Sir Jacob Rees-Mogg has attacked critics of Liz Truss’ honours list, calling them “po-faced puritans”.
The former prime minister was allowed to submit her so-called “resignation honours” after leaving office last year – a convention given to all departing leaders – and the final 11 names were announced on Friday.
But the decision has been heavily criticised due to the circumstances around Ms Truss’ exit, whose disastrous mini-budget saw her ousted from Number 10 after just 49 days.
Labour called it “a slap in the face to working people who are paying the price of the Tories crashing the economy”, while the Liberal Democrats said it was “a shameless move to reward Liz Truss’s car crash cronies… matched only by [Rishi] Sunak’s weakness in failing to block it”.
The Electoral Reform Society’s Dr Jess Garland also told Sky News it was a “convention that has really got out of control” with more unelected politicians in parliament now than elected ones, and appealed to whoever was next in government to “grab this by the horns” and change the system.

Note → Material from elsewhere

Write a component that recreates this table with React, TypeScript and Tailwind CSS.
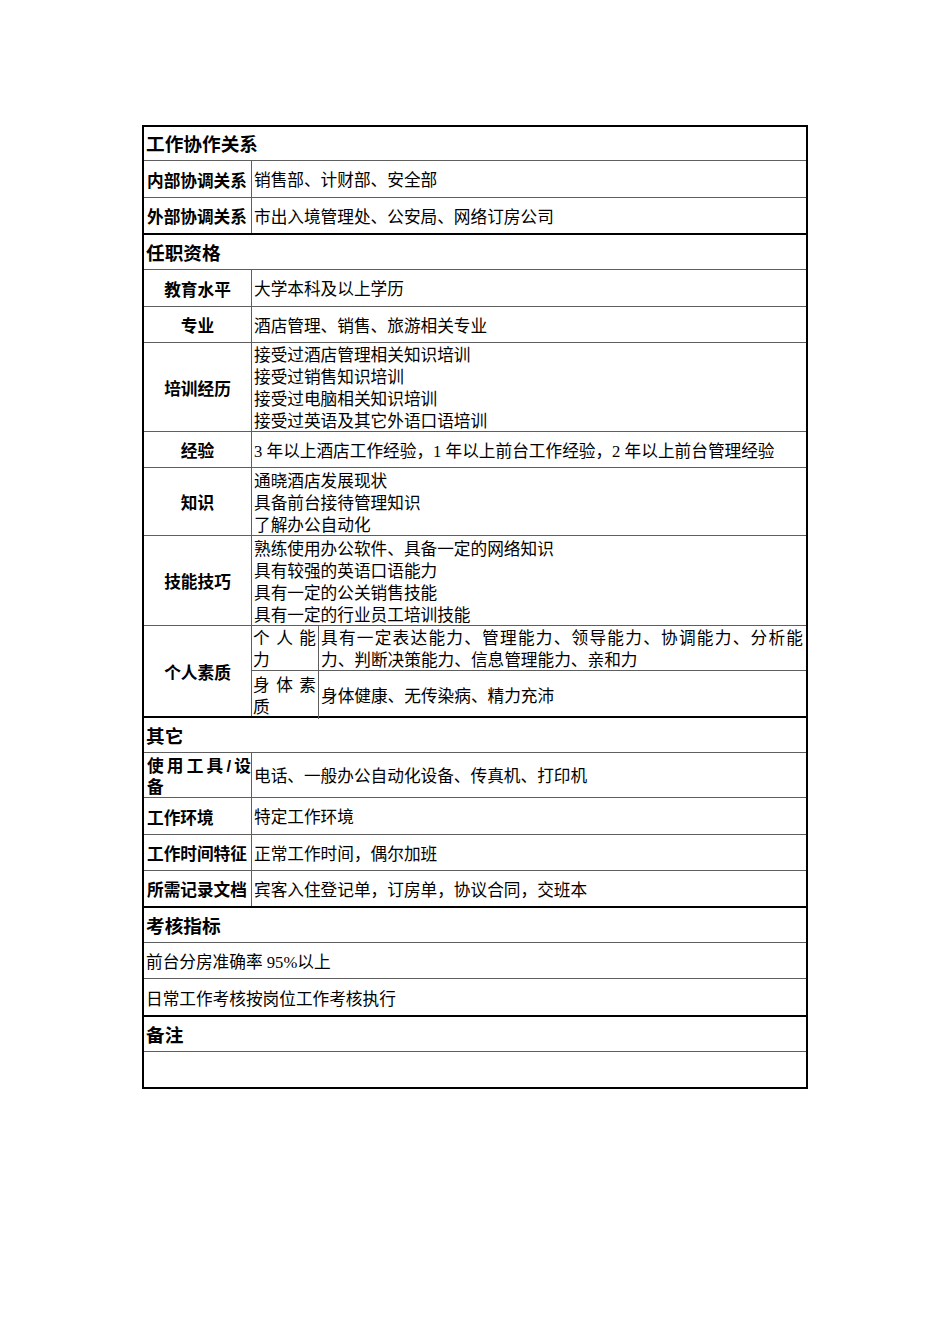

But Sir Jacob, who served as Ms Truss’ business secretary during her short tenure and was knighted in Boris Johnson’s resignation honours, said it was “the right” of a former prime minister to make the nominations, and it was “a reasonable way to allow her to thank those who have helped her to serve in the highest elected office in the land”.

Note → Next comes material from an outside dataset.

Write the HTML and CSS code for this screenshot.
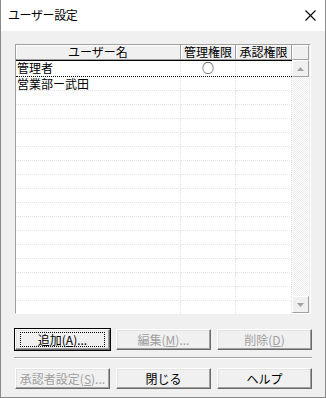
FILE: index.html
```html
<!DOCTYPE html>
<html lang="ja">
<head>
  <meta charset="UTF-8"/>
  <title>ユーザー設定</title>
  <link rel="stylesheet" href="styles.css">
</head>
<body>
  <div class="window">
    <!-- title bar -->
    <div class="titlebar">
      <span class="title">ユーザー設定</span>
      <svg class="close" width="11" height="11" viewBox="0 0 11 11">
        <path d="M0.5 0.5 L10.5 10.5 M10.5 0.5 L0.5 10.5" stroke="#000" stroke-width="1.1" fill="none"/>
      </svg>
    </div>

    <div class="content">
      <!-- user list -->
      <div class="listbox">
        <div class="table">
          <div class="row head">
            <div class="cell">ユーザー名</div>
            <div class="cell">管理権限</div>
            <div class="cell">承認権限</div>
          </div>
          <div class="row data focused">
            <div class="cell left">管理者</div>
            <div class="cell mark">○</div>
            <div class="cell"></div>
          </div>
          <div class="row data">
            <div class="cell left">営業部ー武田</div>
            <div class="cell"></div>
            <div class="cell"></div>
          </div>
          <div class="row empty"><div class="cell"></div><div class="cell"></div><div class="cell"></div></div>
          <div class="row empty"><div class="cell"></div><div class="cell"></div><div class="cell"></div></div>
          <div class="row empty"><div class="cell"></div><div class="cell"></div><div class="cell"></div></div>
          <div class="row empty"><div class="cell"></div><div class="cell"></div><div class="cell"></div></div>
          <div class="row empty"><div class="cell"></div><div class="cell"></div><div class="cell"></div></div>
          <div class="row empty"><div class="cell"></div><div class="cell"></div><div class="cell"></div></div>
          <div class="row empty"><div class="cell"></div><div class="cell"></div><div class="cell"></div></div>
          <div class="row empty"><div class="cell"></div><div class="cell"></div><div class="cell"></div></div>
          <div class="row empty"><div class="cell"></div><div class="cell"></div><div class="cell"></div></div>
          <div class="row empty"><div class="cell"></div><div class="cell"></div><div class="cell"></div></div>
          <div class="row empty"><div class="cell"></div><div class="cell"></div><div class="cell"></div></div>
          <div class="row empty"><div class="cell"></div><div class="cell"></div><div class="cell"></div></div>
          <div class="row empty"><div class="cell"></div><div class="cell"></div><div class="cell"></div></div>
          <div class="row empty"><div class="cell"></div><div class="cell"></div><div class="cell"></div></div>
          <div class="row empty"><div class="cell"></div><div class="cell"></div><div class="cell"></div></div>
          <div class="row empty last"><div class="cell"></div><div class="cell"></div><div class="cell"></div></div>
        </div>
        <div class="scrollbar">
          <div class="sb-corner"></div>
          <div class="sb-btn">
            <svg width="7" height="4" viewBox="0 0 7 4"><path d="M3.5 0 L7 4 L0 4 Z" fill="#a0a0a0"/></svg>
          </div>
          <div class="sb-track"></div>
          <div class="sb-btn">
            <svg width="7" height="4" viewBox="0 0 7 4"><path d="M0 0 L7 0 L3.5 4 Z" fill="#a0a0a0"/></svg>
          </div>
        </div>
      </div>

      <!-- list actions -->
      <div class="buttons first">
        <button class="btn default"><span class="focus">追加(<u>A</u>)...</span></button>
        <button class="btn" disabled>編集(<u>M</u>)...</button>
        <button class="btn" disabled>削除(<u>D</u>)</button>
      </div>

      <div class="separator"></div>

      <div class="buttons">
        <button class="btn" disabled>承認者設定(<u>S</u>)...</button>
        <button class="btn">閉じる</button>
        <button class="btn">ヘルプ</button>
      </div>
    </div>
  </div>
</body>
</html>
```

FILE: styles.css
```css
/* page reset */
html, body {
  margin: 0;
  padding: 0;
  background: #f0f0f0;
}

.window {
  box-sizing: border-box;
  width: 326px;
  height: 398px;
  display: flex;
  flex-direction: column;
  border: 1px solid #8a8a8a;
  border-top: none;
  font-family: "Noto Sans CJK JP", "Noto Sans", sans-serif;
  font-size: 12px;
  color: #000;
}

/* 1. title bar */
.titlebar {
  height: 31px;
  flex: none;
  background: #fff;
  display: flex;
  align-items: center;
  justify-content: space-between;
  padding: 0 9px 0 7px;
}
.title {
  font-size: 12px;
  letter-spacing: -0.4px;
  margin-top: -2px;
}
.close {
  margin-top: -1px;
}

/* 2. dialog body */
.content {
  flex: 1;
  background: #f0f0f0;
  padding: 13px 14px 0 14px;
  display: flex;
  flex-direction: column;
}

/* 3. list box */
.listbox {
  box-sizing: border-box;
  width: 296px;
  height: 270px;
  display: flex;
  border: 1px solid;
  border-color: #a0a0a0 #fff #fff #a0a0a0;
  background: #fff;
}
.table {
  flex: 1;
  display: flex;
  flex-direction: column;
}
.row {
  display: grid;
  grid-template-columns: 165px 55px 1fr;
  height: 14px;
  flex: none;
  line-height: 13px;
}
.cell {
  box-sizing: border-box;
  border-right: 1px dotted #e2e2e2;
  white-space: nowrap;
}
.row.head {
  height: 15px;
  background: #f0f0f0;
}
.row.head .cell {
  text-align: center;
  border-right: 1px solid #a0a0a0;
  border-bottom: 1px solid #a0a0a0;
  box-shadow: inset 1px 1px #fff;
  line-height: 14px;
}
.row.data .cell,
.row.empty .cell {
  border-bottom: 1px dotted #e2e2e2;
}
.row.empty.last .cell {
  border-bottom: none;
}
.row.data .left {
  padding-left: 1px;
}
.row.data .mark {
  text-align: center;
  font-size: 12px;
}
.row.focused {
  border-top: 1px solid #000;
  border-bottom: 1px dotted #000;
  height: 15px;
}
.row.focused .cell {
  border-bottom: none;
}

/* 4. scrollbar */
.scrollbar {
  width: 17px;
  flex: none;
  display: flex;
  flex-direction: column;
  border-right: 1px solid #f0f0f0;
}
.sb-corner {
  height: 15px;
  box-sizing: border-box;
  background: #f0f0f0;
  border: 1px solid;
  border-color: #fff #a0a0a0 #a0a0a0 #fff;
}
.sb-btn {
  height: 17px;
  box-sizing: border-box;
  background: #f0f0f0;
  border: 1px solid;
  border-color: #fff #a0a0a0 #a0a0a0 #fff;
  display: flex;
  align-items: center;
  justify-content: center;
}
.sb-track {
  flex: 1;
  background: repeating-conic-gradient(#ededed 0 25%, #fff 0 50%) 0 0 / 2px 2px;
}

/* 5. push buttons */
.buttons {
  width: 297px;
  display: flex;
  justify-content: space-between;
}
.buttons.first {
  margin-top: 15px;
}
.btn {
  box-sizing: border-box;
  width: 95px;
  height: 21px;
  padding: 0;
  background: #f0f0f0;
  font-family: inherit;
  font-size: 12px;
  line-height: 13px;
  color: #000;
  border: 1px solid;
  border-color: #fff #696969 #696969 #fff;
  box-shadow: inset -1px -1px #a0a0a0, inset 1px 1px #e3e3e3;
  display: flex;
  align-items: center;
  justify-content: center;
}
.btn:disabled {
  color: #a0a0a0;
}
.btn.default {
  outline: 1px solid #000;
  outline-offset: 0;
}
.btn .focus {
  box-sizing: border-box;
  width: 85px;
  height: 15px;
  border: 1px dotted #000;
  display: flex;
  align-items: center;
  justify-content: center;
}

.separator {
  width: 298px;
  margin: 7px 0 9px -1px;
  border-top: 1px solid #a0a0a0;
  border-bottom: 1px solid #fff;
}
```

He told Sky News: “Prime ministers, of all parties, need support that goes well beyond a 9 to 5 job and those who support them are trying their best to fulfil the democratic mandate held by all PMs.
“Honours have long oiled our political system and cost nothing so it is hard to see what the harm is except it upsets the po-faced puritans.”
The now backbench Tory MP also had specific criticism for the Institute for Government, whose director, Hannah White, yesterday told the BBC resignation honours brought the wider honours system into disrepute and should be scrapped.
Ms White took particular issue with the handing out of peerages – of which Ms Truss has bestowed three – saying it was wrong for a person to be given a job to legislate for life “on the say so of a single individual”.
But Sir Jacob said: “I note the Institute for Government, the Blob incarnate, never criticises honours for its civil service friends.”
The three people awarded peerages by Ms Truss were Matthew Elliot, the political strategist and former chief executive of Vote Leave, former Vote Leave chair Jon Moynihan, and former deputy chief of staff in Number 10 Ruth Porter.
Mr Moynihan is a long-standing donor to the Tories and, since 2019, has donated £53,000 to Ms Truss alone.
A further eight honours were granted, including a damehood for Tory MP Jackie Doyle-Price and a knighthood for fellow Conservative Alec Shelbrooke.
Labour MP Siobhain McDonagh, who was made a dame for her services to parliament and politics in this year’s New Year Honours list, told Sky News it was “perplexing… that somebody who is prime minister for such a short period should have such a list”.
And she criticised that fact a number of the beneficiaries were people who had “funded and helped her campaign” to lead the Conservatives.